[Your task] Search the listing for "this" and copy every line where it appears.

[Source data]
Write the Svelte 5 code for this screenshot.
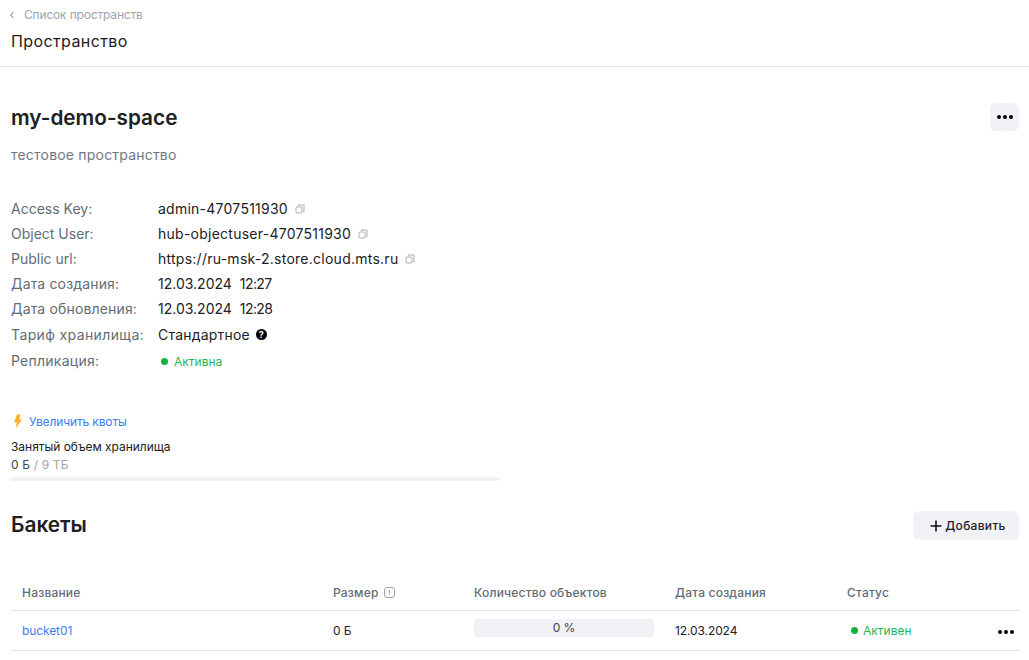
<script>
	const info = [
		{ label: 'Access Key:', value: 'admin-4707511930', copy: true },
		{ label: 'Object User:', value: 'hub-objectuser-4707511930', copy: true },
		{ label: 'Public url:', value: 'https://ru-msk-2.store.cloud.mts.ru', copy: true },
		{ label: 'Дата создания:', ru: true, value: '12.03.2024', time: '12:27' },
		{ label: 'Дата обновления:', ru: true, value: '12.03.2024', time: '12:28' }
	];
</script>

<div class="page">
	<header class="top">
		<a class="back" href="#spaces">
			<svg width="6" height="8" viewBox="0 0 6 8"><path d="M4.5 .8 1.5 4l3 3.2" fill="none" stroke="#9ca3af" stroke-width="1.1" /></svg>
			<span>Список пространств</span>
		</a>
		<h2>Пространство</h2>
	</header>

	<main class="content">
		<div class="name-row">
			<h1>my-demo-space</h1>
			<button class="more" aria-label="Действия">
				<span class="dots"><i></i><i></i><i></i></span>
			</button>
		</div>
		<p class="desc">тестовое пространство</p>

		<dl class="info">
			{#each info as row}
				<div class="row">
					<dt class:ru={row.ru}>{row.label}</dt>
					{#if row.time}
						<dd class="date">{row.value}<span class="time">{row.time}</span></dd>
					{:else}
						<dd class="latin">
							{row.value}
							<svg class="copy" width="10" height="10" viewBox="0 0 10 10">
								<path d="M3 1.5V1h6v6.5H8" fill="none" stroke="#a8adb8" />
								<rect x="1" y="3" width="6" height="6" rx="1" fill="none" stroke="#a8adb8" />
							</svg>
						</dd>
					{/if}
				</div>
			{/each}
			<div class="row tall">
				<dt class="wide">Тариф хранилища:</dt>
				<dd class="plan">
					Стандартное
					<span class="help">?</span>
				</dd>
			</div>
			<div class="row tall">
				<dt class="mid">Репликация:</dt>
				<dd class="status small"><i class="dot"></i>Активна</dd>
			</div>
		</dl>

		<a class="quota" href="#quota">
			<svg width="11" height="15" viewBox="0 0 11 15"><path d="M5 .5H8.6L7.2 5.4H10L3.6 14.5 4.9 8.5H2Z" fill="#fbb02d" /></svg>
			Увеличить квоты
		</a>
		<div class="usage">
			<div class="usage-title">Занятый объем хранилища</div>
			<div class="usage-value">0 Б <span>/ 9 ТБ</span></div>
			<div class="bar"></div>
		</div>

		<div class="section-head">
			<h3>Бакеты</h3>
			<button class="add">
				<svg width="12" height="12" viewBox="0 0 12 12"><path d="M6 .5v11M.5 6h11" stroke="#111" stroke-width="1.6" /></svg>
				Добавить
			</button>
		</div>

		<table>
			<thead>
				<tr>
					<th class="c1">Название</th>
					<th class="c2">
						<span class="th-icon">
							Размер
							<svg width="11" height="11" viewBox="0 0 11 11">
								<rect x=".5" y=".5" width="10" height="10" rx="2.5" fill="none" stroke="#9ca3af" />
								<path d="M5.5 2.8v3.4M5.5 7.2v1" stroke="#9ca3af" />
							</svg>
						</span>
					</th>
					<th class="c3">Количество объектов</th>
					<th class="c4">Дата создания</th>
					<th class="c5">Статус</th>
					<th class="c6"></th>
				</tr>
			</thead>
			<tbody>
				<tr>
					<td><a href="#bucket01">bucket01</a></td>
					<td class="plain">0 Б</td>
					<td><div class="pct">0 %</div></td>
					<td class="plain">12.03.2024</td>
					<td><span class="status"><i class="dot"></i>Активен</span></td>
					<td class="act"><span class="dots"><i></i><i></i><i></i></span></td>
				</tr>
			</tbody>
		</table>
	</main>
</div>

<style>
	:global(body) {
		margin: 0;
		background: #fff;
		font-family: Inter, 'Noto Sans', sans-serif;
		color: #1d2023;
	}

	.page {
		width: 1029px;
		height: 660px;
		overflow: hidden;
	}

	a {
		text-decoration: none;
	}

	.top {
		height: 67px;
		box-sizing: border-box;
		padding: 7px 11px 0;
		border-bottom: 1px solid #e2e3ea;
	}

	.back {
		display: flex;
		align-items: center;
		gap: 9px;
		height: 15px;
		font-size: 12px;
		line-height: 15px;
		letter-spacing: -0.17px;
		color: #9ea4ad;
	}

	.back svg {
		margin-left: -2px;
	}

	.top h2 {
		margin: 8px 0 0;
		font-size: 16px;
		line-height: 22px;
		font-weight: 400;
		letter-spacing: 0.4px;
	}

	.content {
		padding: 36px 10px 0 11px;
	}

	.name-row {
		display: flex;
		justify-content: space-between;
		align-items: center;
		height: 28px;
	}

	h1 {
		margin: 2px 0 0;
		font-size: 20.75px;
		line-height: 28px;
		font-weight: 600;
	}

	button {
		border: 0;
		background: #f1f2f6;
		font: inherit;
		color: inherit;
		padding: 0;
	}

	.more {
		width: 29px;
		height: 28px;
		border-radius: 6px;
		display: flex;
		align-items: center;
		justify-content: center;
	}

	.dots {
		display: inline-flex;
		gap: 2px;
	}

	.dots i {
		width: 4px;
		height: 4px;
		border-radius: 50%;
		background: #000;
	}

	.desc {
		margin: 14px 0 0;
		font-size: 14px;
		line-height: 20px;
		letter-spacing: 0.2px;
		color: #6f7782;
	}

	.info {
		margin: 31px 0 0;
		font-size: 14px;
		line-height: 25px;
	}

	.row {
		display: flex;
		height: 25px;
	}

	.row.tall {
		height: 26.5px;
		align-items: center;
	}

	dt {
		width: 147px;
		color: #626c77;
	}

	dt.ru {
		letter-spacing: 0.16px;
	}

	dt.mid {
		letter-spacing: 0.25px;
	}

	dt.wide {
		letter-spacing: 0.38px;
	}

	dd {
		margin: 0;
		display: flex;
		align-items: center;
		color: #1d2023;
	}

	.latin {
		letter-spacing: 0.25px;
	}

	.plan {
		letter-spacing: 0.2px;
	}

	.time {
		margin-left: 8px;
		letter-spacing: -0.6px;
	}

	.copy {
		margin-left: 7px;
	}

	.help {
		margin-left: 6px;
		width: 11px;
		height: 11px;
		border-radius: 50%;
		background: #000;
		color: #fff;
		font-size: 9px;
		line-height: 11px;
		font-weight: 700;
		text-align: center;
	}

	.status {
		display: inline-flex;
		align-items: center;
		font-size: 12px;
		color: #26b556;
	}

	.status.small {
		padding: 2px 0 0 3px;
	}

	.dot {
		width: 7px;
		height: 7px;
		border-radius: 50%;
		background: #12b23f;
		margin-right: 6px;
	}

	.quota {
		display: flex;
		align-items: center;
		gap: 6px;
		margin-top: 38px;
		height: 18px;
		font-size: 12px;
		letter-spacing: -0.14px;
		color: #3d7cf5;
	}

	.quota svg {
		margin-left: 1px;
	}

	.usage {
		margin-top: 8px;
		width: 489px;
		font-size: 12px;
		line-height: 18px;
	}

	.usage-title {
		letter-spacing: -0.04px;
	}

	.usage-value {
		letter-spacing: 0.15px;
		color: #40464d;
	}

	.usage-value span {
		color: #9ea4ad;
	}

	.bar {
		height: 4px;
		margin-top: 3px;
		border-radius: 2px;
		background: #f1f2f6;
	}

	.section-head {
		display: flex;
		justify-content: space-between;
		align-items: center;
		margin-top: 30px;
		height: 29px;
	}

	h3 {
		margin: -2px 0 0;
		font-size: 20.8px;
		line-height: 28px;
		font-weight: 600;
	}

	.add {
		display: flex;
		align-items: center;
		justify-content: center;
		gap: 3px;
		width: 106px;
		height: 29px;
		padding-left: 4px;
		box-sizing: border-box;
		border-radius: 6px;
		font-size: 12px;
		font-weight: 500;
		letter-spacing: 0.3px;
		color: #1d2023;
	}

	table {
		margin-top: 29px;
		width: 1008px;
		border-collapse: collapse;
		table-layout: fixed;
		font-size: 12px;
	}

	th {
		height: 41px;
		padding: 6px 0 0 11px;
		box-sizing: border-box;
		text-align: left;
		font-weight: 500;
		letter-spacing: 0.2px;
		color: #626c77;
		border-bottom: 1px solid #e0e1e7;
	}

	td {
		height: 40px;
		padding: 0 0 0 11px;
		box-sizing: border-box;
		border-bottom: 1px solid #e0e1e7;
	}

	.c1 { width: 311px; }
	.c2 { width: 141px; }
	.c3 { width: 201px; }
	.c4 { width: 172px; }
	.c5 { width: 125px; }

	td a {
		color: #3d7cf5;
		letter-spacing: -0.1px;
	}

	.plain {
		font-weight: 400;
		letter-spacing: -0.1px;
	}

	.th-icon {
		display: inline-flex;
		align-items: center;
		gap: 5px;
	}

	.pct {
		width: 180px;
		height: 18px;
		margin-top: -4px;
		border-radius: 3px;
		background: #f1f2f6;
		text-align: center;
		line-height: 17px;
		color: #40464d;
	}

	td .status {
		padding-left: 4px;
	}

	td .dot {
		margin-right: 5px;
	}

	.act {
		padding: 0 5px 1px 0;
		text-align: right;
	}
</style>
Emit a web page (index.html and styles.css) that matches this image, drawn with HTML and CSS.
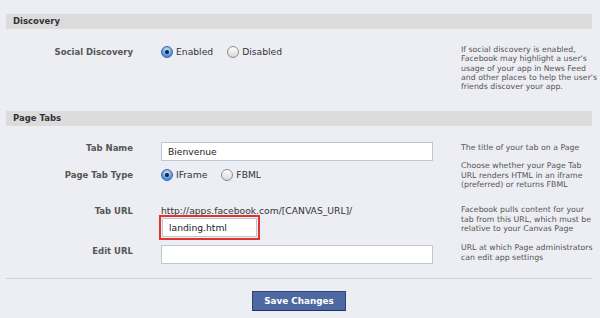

[Full response]
Write the Svelte 5 code for this screenshot.
Emit a web page (index.html and styles.css) that matches this image, drawn with HTML and CSS.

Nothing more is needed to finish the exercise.